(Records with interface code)
* * * * *
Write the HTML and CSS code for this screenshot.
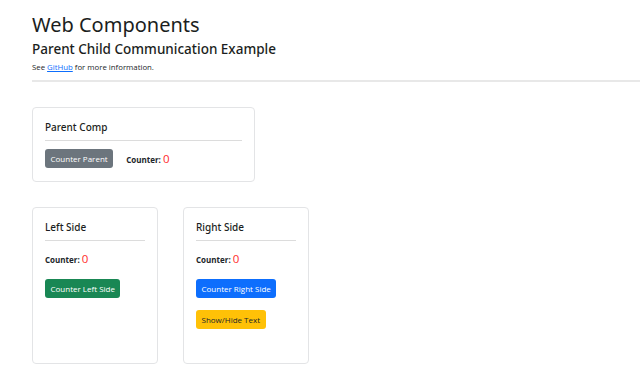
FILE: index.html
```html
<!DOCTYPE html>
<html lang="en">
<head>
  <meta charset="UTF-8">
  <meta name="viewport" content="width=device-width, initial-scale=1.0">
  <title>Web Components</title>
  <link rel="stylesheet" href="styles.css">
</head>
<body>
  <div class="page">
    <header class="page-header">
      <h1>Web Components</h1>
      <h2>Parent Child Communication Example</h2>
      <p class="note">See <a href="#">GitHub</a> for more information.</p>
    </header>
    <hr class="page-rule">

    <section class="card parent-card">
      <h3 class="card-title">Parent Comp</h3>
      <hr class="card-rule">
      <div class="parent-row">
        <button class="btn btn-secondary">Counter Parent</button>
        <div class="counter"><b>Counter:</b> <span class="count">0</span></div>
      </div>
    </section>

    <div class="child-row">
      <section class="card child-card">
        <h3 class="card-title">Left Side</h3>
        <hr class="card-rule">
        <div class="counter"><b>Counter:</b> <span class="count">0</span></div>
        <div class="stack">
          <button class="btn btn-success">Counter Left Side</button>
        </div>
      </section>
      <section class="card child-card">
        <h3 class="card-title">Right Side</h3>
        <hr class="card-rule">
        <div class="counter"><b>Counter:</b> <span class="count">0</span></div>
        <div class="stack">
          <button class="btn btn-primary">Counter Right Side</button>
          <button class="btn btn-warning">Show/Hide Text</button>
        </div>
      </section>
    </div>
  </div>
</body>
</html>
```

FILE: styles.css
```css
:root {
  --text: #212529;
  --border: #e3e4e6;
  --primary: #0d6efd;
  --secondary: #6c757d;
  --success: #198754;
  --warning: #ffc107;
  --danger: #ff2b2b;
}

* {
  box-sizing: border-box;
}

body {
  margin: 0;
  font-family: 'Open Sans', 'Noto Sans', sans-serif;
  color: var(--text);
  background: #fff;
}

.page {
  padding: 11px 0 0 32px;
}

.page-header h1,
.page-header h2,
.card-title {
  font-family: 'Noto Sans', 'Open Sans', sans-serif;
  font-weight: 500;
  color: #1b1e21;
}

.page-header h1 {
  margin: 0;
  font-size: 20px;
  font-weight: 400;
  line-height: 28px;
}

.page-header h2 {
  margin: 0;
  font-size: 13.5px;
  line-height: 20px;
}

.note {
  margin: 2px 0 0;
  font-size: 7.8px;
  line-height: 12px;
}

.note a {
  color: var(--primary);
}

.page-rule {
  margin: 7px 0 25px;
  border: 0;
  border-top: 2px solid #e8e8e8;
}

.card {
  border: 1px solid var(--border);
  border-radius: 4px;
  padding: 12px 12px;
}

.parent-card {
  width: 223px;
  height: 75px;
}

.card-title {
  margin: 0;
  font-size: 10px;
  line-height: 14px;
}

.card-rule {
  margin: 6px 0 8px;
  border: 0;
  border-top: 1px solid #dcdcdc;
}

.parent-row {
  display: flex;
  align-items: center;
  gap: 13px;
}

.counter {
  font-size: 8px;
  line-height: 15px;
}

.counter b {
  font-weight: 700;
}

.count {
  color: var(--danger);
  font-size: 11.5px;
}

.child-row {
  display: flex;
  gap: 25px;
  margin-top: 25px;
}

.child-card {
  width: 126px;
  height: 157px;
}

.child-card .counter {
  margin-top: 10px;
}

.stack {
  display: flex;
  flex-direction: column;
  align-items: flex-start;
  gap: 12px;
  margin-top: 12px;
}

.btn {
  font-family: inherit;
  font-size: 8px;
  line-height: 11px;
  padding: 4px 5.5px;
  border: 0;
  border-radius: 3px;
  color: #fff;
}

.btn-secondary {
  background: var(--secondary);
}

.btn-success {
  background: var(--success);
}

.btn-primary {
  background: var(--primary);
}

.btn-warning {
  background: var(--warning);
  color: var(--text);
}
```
* * * * *
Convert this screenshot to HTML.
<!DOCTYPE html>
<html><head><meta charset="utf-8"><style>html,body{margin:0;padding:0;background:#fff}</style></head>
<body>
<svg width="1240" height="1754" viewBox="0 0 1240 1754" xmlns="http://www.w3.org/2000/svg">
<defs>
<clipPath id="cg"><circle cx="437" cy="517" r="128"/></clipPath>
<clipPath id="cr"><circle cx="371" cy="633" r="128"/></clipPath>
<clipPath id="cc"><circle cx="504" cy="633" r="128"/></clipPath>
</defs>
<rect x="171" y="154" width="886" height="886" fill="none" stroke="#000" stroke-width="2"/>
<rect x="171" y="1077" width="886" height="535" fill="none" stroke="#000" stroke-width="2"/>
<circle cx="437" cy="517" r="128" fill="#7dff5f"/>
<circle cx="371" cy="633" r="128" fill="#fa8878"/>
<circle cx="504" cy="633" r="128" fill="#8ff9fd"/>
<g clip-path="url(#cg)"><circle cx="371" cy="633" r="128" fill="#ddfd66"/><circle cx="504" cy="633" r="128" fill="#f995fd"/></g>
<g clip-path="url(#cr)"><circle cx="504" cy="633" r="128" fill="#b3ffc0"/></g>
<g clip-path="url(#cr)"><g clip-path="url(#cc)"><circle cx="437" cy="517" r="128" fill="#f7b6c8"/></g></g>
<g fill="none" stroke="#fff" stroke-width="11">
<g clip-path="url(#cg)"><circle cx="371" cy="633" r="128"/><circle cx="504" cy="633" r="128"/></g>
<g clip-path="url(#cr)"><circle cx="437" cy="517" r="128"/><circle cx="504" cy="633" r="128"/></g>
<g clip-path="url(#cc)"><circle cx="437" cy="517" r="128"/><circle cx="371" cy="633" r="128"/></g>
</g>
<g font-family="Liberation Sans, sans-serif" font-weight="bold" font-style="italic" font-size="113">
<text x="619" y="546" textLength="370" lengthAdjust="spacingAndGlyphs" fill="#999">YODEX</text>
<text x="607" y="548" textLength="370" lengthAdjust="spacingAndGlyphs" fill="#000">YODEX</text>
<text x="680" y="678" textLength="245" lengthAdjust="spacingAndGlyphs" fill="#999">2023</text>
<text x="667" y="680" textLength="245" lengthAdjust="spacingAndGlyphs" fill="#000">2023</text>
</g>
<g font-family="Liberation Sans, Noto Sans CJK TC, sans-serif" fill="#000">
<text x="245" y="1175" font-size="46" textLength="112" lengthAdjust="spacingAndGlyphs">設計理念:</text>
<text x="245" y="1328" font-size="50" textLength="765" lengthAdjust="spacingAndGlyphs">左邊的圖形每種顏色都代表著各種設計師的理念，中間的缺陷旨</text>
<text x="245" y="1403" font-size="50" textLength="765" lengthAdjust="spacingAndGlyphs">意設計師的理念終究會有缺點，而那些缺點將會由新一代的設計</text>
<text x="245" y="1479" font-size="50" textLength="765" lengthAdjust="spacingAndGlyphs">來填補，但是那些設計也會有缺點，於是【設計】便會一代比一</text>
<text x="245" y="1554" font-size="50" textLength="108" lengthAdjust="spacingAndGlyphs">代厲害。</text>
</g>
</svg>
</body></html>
* * * * *
Extract each line holding the word "this" from the records.

▸ WRITTEN SOLUTION:
Write the HTML and CSS code for this screenshot.
Convert this screenshot to HTML.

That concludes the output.